*Work required*
Can you copy out the data exactly? Leave the images out.

*Available data*
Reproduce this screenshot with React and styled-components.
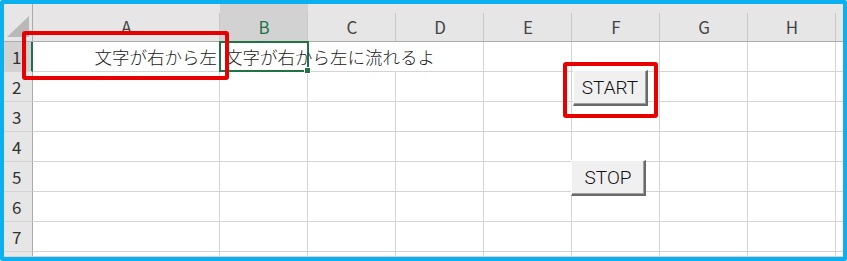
import React from "react";
import styled, { createGlobalStyle } from "styled-components";

const GlobalStyle = createGlobalStyle`
  html, body {
    margin: 0;
    padding: 0;
    background: #fff;
  }
`;

const COLS = ["A", "B", "C", "D", "E", "F", "G", "H"];
const ROWS = [1, 2, 3, 4, 5, 6, 7];

const Frame = styled.div`
  width: 847px;
  height: 261px;
  box-sizing: border-box;
  border: 4px solid #0cb0ef;
  border-radius: 2px;
  position: relative;
  overflow: hidden;
  background: #fff;
  display: flex;
  flex-direction: column;
  font-family: "Noto Sans CJK JP", "Noto Sans", sans-serif;
`;

const Sheet = styled.div`
  flex: 1;
  overflow: hidden;
  display: grid;
  grid-template-columns: 29px 187px repeat(7, 88px) 1fr;
  grid-template-rows: 38px repeat(8, 30px);
  border-bottom: 1px solid #d4d4d4;
`;

const Corner = styled.div`
  background: #e6e6e6;
  border-right: 1px solid #ababab;
  border-bottom: 1px solid #ababab;
  box-sizing: border-box;
  display: flex;
  align-items: flex-end;
  justify-content: flex-end;
  padding: 0 3px 4px 0;
`;

const ColHead = styled.div`
  position: relative;
  box-sizing: border-box;
  background: ${(p) => (p.$selected ? "#d2d2d2" : "#e6e6e6")};
  color: ${(p) => (p.$selected ? "#217346" : "#444")};
  border-bottom: 1px solid #ababab;
  display: flex;
  align-items: center;
  justify-content: center;
  padding-top: 8px;
  font-size: 17px;
  font-weight: 400;
  &::after {
    content: "";
    position: absolute;
    right: 0;
    top: 9px;
    bottom: 0;
    width: 1px;
    background: ${(p) => (p.$last ? "transparent" : "#c8c8c8")};
  }
`;

const RowHead = styled.div`
  box-sizing: border-box;
  background: ${(p) => (p.$selected ? "#d2d2d2" : "#e6e6e6")};
  color: #333;
  border-right: ${(p) => (p.$selected ? "2px solid #217346" : "1px solid #ababab")};
  border-bottom: 1px solid #d4d4d4;
  display: flex;
  align-items: center;
  padding-left: 8px;
  font-size: 17px;
  font-weight: 400;
`;

const Cell = styled.div`
  position: relative;
  box-sizing: border-box;
  border-right: 1px solid ${(p) => (p.$overflowed ? "transparent" : "#d4d4d4")};
  border-bottom: 1px solid #d4d4d4;
  display: flex;
  align-items: center;
  justify-content: ${(p) => (p.$align === "right" ? "flex-end" : "flex-start")};
  padding: 0 2px 0 5px;
  white-space: nowrap;
  overflow: visible;
  z-index: ${(p) => (p.$front ? 2 : 1)};
  font-size: 17.5px;
  font-weight: 300;
  color: #222;
`;

const CellText = styled.span`
  position: relative;
  z-index: 3;
`;

const Selection = styled.div`
  position: absolute;
  left: -1px;
  top: -1px;
  right: -2px;
  bottom: -1px;
  border: 2px solid #217346;
  pointer-events: none;
  &::after {
    content: "";
    position: absolute;
    right: -4px;
    bottom: -4px;
    width: 5px;
    height: 5px;
    background: #217346;
    border: 1px solid #fff;
  }
`;

const Callout = styled.div`
  position: absolute;
  box-sizing: border-box;
  left: ${(p) => p.$x}px;
  top: ${(p) => p.$y}px;
  width: ${(p) => p.$w}px;
  height: ${(p) => p.$h}px;
  border: 4px solid #e80000;
  border-radius: 3px;
  z-index: 6;
  pointer-events: none;
`;

const SheetButton = styled.button`
  position: absolute;
  box-sizing: border-box;
  left: ${(p) => p.$x}px;
  top: ${(p) => p.$y}px;
  width: ${(p) => p.$w}px;
  height: ${(p) => p.$h}px;
  background: #f0f0f0;
  border: none;
  border-top: 1px solid #fdfdfd;
  border-left: 1px solid #fdfdfd;
  border-right: 2px solid #6a6a6a;
  border-bottom: 2px solid #6a6a6a;
  box-shadow: inset -1px -1px 0 #a0a0a0;
  padding: 0 0 1px 0;
  font-family: "Roboto", "Liberation Sans", sans-serif;
  font-size: 19px;
  font-weight: 300;
  color: #111;
  z-index: 5;
  cursor: pointer;
`;

const cellContent = {
  A1: { text: "文字が右から左", align: "right" },
  B1: { text: "文字が右から左に流れるよ", align: "left" },
};

const overflowed = ["B1", "C1"];

const App = () => {
  return (
    <>
      <GlobalStyle />
      <Frame>
        <Sheet>
          <Corner>
            <svg width="22" height="21" viewBox="0 0 22 21">
              <polygon points="22,0 22,21 0,21" fill="#b9b9b9" />
            </svg>
          </Corner>
          {COLS.map((c) => (
            <ColHead key={c} $selected={c === "B"}>
              {c}
            </ColHead>
          ))}
          <ColHead $last />
          {ROWS.map((r) => (
            <React.Fragment key={r}>
              <RowHead $selected={r === 1}>{r}</RowHead>
              {COLS.map((c) => {
                const id = c + r;
                const content = cellContent[id];
                return (
                  <Cell
                    key={id}
                    $align={content?.align}
                    $overflowed={overflowed.includes(id)}
                    $front={id === "B1"}
                  >
                    {content && <CellText>{content.text}</CellText>}
                    {id === "B1" && <Selection />}
                  </Cell>
                );
              })}
              <Cell />
            </React.Fragment>
          ))}
          {/* partly visible row below 7 */}
          <RowHead />
          {COLS.map((c) => (
            <Cell key={c + "8"} />
          ))}
          <Cell />
        </Sheet>

        <SheetButton $x={569} $y={66} $w={75} $h={36}>
          START
        </SheetButton>
        <SheetButton $x={567} $y={156} $w={75} $h={36}>
          STOP
        </SheetButton>

        <Callout $x={18} $y={27} $w={207} $h={49} />
        <Callout $x={559} $y={58} $w={95} $h={56} />
      </Frame>
    </>
  );
};

export default App;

*The response*
Reproduce this screenshot with React and styled-components.
import React from "react";
import styled, { createGlobalStyle } from "styled-components";

const GlobalStyle = createGlobalStyle`
  html, body {
    margin: 0;
    padding: 0;
    background: #fff;
  }
`;

const COLS = ["A", "B", "C", "D", "E", "F", "G", "H"];
const ROWS = [1, 2, 3, 4, 5, 6, 7];

const Frame = styled.div`
  width: 847px;
  height: 261px;
  box-sizing: border-box;
  border: 4px solid #0cb0ef;
  border-radius: 2px;
  position: relative;
  overflow: hidden;
  background: #fff;
  display: flex;
  flex-direction: column;
  font-family: "Noto Sans CJK JP", "Noto Sans", sans-serif;
`;

const Sheet = styled.div`
  flex: 1;
  overflow: hidden;
  display: grid;
  grid-template-columns: 29px 187px repeat(7, 88px) 1fr;
  grid-template-rows: 38px repeat(8, 30px);
  border-bottom: 1px solid #d4d4d4;
`;

const Corner = styled.div`
  background: #e6e6e6;
  border-right: 1px solid #ababab;
  border-bottom: 1px solid #ababab;
  box-sizing: border-box;
  display: flex;
  align-items: flex-end;
  justify-content: flex-end;
  padding: 0 3px 4px 0;
`;

const ColHead = styled.div`
  position: relative;
  box-sizing: border-box;
  background: ${(p) => (p.$selected ? "#d2d2d2" : "#e6e6e6")};
  color: ${(p) => (p.$selected ? "#217346" : "#444")};
  border-bottom: 1px solid #ababab;
  display: flex;
  align-items: center;
  justify-content: center;
  padding-top: 8px;
  font-size: 17px;
  font-weight: 400;
  &::after {
    content: "";
    position: absolute;
    right: 0;
    top: 9px;
    bottom: 0;
    width: 1px;
    background: ${(p) => (p.$last ? "transparent" : "#c8c8c8")};
  }
`;

const RowHead = styled.div`
  box-sizing: border-box;
  background: ${(p) => (p.$selected ? "#d2d2d2" : "#e6e6e6")};
  color: #333;
  border-right: ${(p) => (p.$selected ? "2px solid #217346" : "1px solid #ababab")};
  border-bottom: 1px solid #d4d4d4;
  display: flex;
  align-items: center;
  padding-left: 8px;
  font-size: 17px;
  font-weight: 400;
`;

const Cell = styled.div`
  position: relative;
  box-sizing: border-box;
  border-right: 1px solid ${(p) => (p.$overflowed ? "transparent" : "#d4d4d4")};
  border-bottom: 1px solid #d4d4d4;
  display: flex;
  align-items: center;
  justify-content: ${(p) => (p.$align === "right" ? "flex-end" : "flex-start")};
  padding: 0 2px 0 5px;
  white-space: nowrap;
  overflow: visible;
  z-index: ${(p) => (p.$front ? 2 : 1)};
  font-size: 17.5px;
  font-weight: 300;
  color: #222;
`;

const CellText = styled.span`
  position: relative;
  z-index: 3;
`;

const Selection = styled.div`
  position: absolute;
  left: -1px;
  top: -1px;
  right: -2px;
  bottom: -1px;
  border: 2px solid #217346;
  pointer-events: none;
  &::after {
    content: "";
    position: absolute;
    right: -4px;
    bottom: -4px;
    width: 5px;
    height: 5px;
    background: #217346;
    border: 1px solid #fff;
  }
`;

const Callout = styled.div`
  position: absolute;
  box-sizing: border-box;
  left: ${(p) => p.$x}px;
  top: ${(p) => p.$y}px;
  width: ${(p) => p.$w}px;
  height: ${(p) => p.$h}px;
  border: 4px solid #e80000;
  border-radius: 3px;
  z-index: 6;
  pointer-events: none;
`;

const SheetButton = styled.button`
  position: absolute;
  box-sizing: border-box;
  left: ${(p) => p.$x}px;
  top: ${(p) => p.$y}px;
  width: ${(p) => p.$w}px;
  height: ${(p) => p.$h}px;
  background: #f0f0f0;
  border: none;
  border-top: 1px solid #fdfdfd;
  border-left: 1px solid #fdfdfd;
  border-right: 2px solid #6a6a6a;
  border-bottom: 2px solid #6a6a6a;
  box-shadow: inset -1px -1px 0 #a0a0a0;
  padding: 0 0 1px 0;
  font-family: "Roboto", "Liberation Sans", sans-serif;
  font-size: 19px;
  font-weight: 300;
  color: #111;
  z-index: 5;
  cursor: pointer;
`;

const cellContent = {
  A1: { text: "文字が右から左", align: "right" },
  B1: { text: "文字が右から左に流れるよ", align: "left" },
};

const overflowed = ["B1", "C1"];

const App = () => {
  return (
    <>
      <GlobalStyle />
      <Frame>
        <Sheet>
          <Corner>
            <svg width="22" height="21" viewBox="0 0 22 21">
              <polygon points="22,0 22,21 0,21" fill="#b9b9b9" />
            </svg>
          </Corner>
          {COLS.map((c) => (
            <ColHead key={c} $selected={c === "B"}>
              {c}
            </ColHead>
          ))}
          <ColHead $last />
          {ROWS.map((r) => (
            <React.Fragment key={r}>
              <RowHead $selected={r === 1}>{r}</RowHead>
              {COLS.map((c) => {
                const id = c + r;
                const content = cellContent[id];
                return (
                  <Cell
                    key={id}
                    $align={content?.align}
                    $overflowed={overflowed.includes(id)}
                    $front={id === "B1"}
                  >
                    {content && <CellText>{content.text}</CellText>}
                    {id === "B1" && <Selection />}
                  </Cell>
                );
              })}
              <Cell />
            </React.Fragment>
          ))}
          {/* partly visible row below 7 */}
          <RowHead />
          {COLS.map((c) => (
            <Cell key={c + "8"} />
          ))}
          <Cell />
        </Sheet>

        <SheetButton $x={569} $y={66} $w={75} $h={36}>
          START
        </SheetButton>
        <SheetButton $x={567} $y={156} $w={75} $h={36}>
          STOP
        </SheetButton>

        <Callout $x={18} $y={27} $w={207} $h={49} />
        <Callout $x={559} $y={58} $w={95} $h={56} />
      </Frame>
    </>
  );
};

export default App;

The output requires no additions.